Apr 2
News
A London art dealer paid Sotheby’s $4.2 million to settle a dispute over a possibly forged Frans Hals.
A painting, Portrait of a Man, once attributed to Frans Hals, but which Sotheby’s subsequently declared a forgery. Via Wikimedia Commons.

A painting, Portrait of a Man, once attributed to Frans Hals, but which Sotheby’s subsequently declared a forgery. Via Wikimedia Commons.

London-based art dealer Mark Weiss has agreed to pay a $4.2 million settlement to Sotheby’s after the auction house sold a possibly fraudulent Frans Hals on his behalf in 2011. The payment was made just hours before a trial over the sale was scheduled to begin. The terms of the settlement are confidential, though Weiss made the payment “without any admission of liability.”

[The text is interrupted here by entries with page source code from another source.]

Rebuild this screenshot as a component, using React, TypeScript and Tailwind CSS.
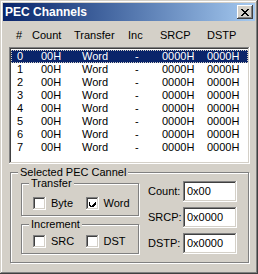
const raised =
  'shadow-[inset_-1px_-1px_#404040,inset_1px_1px_#fff,inset_-2px_-2px_#808080,inset_2px_2px_#d4d0c8]'
const sunken =
  'shadow-[inset_-1px_-1px_#fff,inset_1px_1px_#808080,inset_-2px_-2px_#d4d0c8,inset_2px_2px_#404040]'

const rows = Array.from({ length: 8 }, (_, i) => i)

function CheckBox({ checked, label }: { checked?: boolean; label: string }) {
  return (
    <div className="flex w-[55px] items-center">
      <span className={`grid h-[13px] w-[13px] place-items-center bg-white ${sunken}`}>
        {checked && (
          <svg width="7" height="7" viewBox="0 0 7 7" shapeRendering="crispEdges">
            <path d="M0 2h1v3h1v1h1v-1h1v-1h1v-1h1v-1h1v3h-1v1h-1v1h-1v1h-2v-1h-1v-1h-1z" fill="#000" />
          </svg>
        )}
      </span>
      <span className="ml-[5px]">{label}</span>
    </div>
  )
}

function GroupBox({
  title,
  className,
  children,
}: {
  title: string
  className: string
  children: React.ReactNode
}) {
  return (
    <div
      className={`relative border border-[#808080] shadow-[inset_1px_1px_#fff,1px_1px_#fff] ${className}`}
    >
      <span className="absolute -top-[7px] left-[7px] bg-[#d4d0c8] px-[2px] leading-[13px]">
        {title}
      </span>
      {children}
    </div>
  )
}

function Field({ label, value }: { label: string; value: string }) {
  return (
    <div className="flex h-[21px] items-center">
      <span className="w-[35px]">{label}</span>
      <div className={`flex h-[21px] w-[54px] items-center bg-white pl-[4px] ${sunken}`}>
        {value}
      </div>
    </div>
  )
}

export default function App() {
  return (
    <div
      className={`flex h-[274px] w-[258px] flex-col bg-[#d4d0c8] p-[3px] font-['Liberation_Sans',Arial,sans-serif] text-[11px] text-black shadow-[inset_-1px_-1px_#404040,inset_1px_1px_#d4d0c8,inset_-2px_-2px_#808080,inset_2px_2px_#fff]`}
    >
      <div className="flex h-[18px] items-center justify-between bg-gradient-to-r from-[#0a246a] to-[#a6caf0] pl-[2px] pr-[2px]">
        <span className="text-[12px] font-bold text-white">PEC Channels</span>
        <button
          type="button"
          className={`grid h-[14px] w-[16px] place-items-center bg-[#d4d0c8] ${raised}`}
        >
          <svg width="8" height="7" viewBox="0 0 8 7" shapeRendering="crispEdges">
            <path
              d="M0 0h2v1h1v1h2v-1h1v-1h2v1h-1v1h-1v1h-1v1h1v1h1v1h1v1h-2v-1h-1v-1h-2v1h-1v1h-2v-1h1v-1h1v-1h1v-1h-1v-1h-1v-1h-1z"
              fill="#000"
            />
          </svg>
        </button>
      </div>

      <div className="flex flex-col pl-[6px]">
        <div className="mt-[8px] grid h-[13px] grid-cols-[16px_42px_54px_32px_47px_1fr] pl-[7px] leading-[13px]">
          <span>#</span>
          <span>Count</span>
          <span>Transfer</span>
          <span>Inc</span>
          <span>SRCP</span>
          <span>DSTP</span>
        </div>

        <div className={`mt-[5px] h-[117px] w-[241px] bg-white p-[2px] pt-[3px] ${sunken}`}>
          {rows.map((i) => (
            <div
              key={i}
              className={`grid h-[13px] grid-cols-[24px_41px_53px_27px_45px_1fr] pl-[6px] leading-[13px] ${
                i === 0 ? 'bg-[#0a246a] text-white outline-1 -outline-offset-1 outline-dotted outline-[#d4d0c8]' : ''
              }`}
            >
              <span>{i}</span>
              <span>00H</span>
              <span>Word</span>
              <span>-</span>
              <span>0000H</span>
              <span>0000H</span>
            </div>
          ))}
        </div>

        <GroupBox title="Selected PEC Cannel" className="ml-[1px] mt-[8px] flex h-[91px] w-[239px]">
          <div className="flex flex-col pl-[10px] pt-[10px]">
            <GroupBox title="Transfer" className="flex h-[33px] w-[118px] items-start pl-[11px] pt-[11px]">
              <CheckBox label="Byte" />
              <CheckBox label="Word" checked />
            </GroupBox>
            <GroupBox title="Increment" className="mt-[8px] flex h-[30px] w-[118px] items-start pl-[11px] pt-[8px]">
              <CheckBox label="SRC" />
              <CheckBox label="DST" />
            </GroupBox>
          </div>
          <div className="ml-[9px] flex flex-col gap-[5px] pt-[8px]">
            <Field label="Count:" value="0x00" />
            <Field label="SRCP:" value="0x0000" />
            <Field label="DSTP:" value="0x0000" />
          </div>
        </GroupBox>
      </div>
    </div>
  )
}
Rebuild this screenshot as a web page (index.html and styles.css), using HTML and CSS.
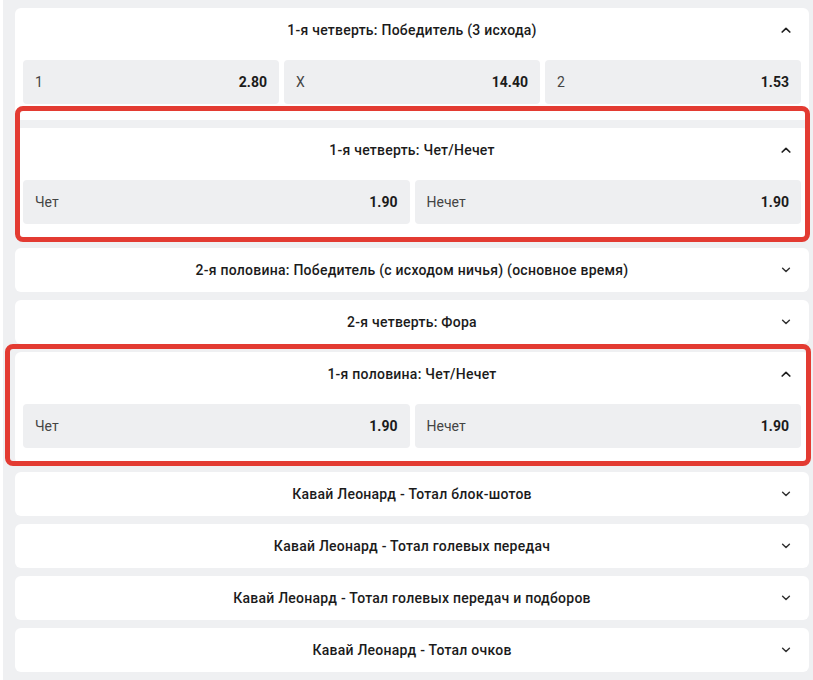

The painting, Portrait of a Gentlemen, had been attributed to Dutch Old Master Frans Hals, though its provenance came into question after technicians hired by Sotheby’s discovered pigments in the paint that could only have been used centuries after Hals’s death. In 2016, Sotheby’s declared the painting to be a forgery and reimbursed the collector who had paid $10.8 million for it in 2011. Sotheby’s is still in the process of suing Fairlight Art Ventures LLP, the company that co-owned the painting along with Weiss’s company, Mark Weiss Ltd.

Fairlight argues that it shouldn’t have to return payment to Sotheby’s because it wasn’t a direct party to the sale. Farlight’s lawyer Nigel Rowley also denies entirely that the painting has been proved fraudulent. He told Bloomberg, “Nobody has proven that the piece is either genuine or a fake,” adding that Sotheby’s refunded the collector who purchased the painting “without proper evidence” and this “was not a decision that contractually they were required to take.”

Sotheby’s and Fairlight Art Ventures will take their dispute to trial.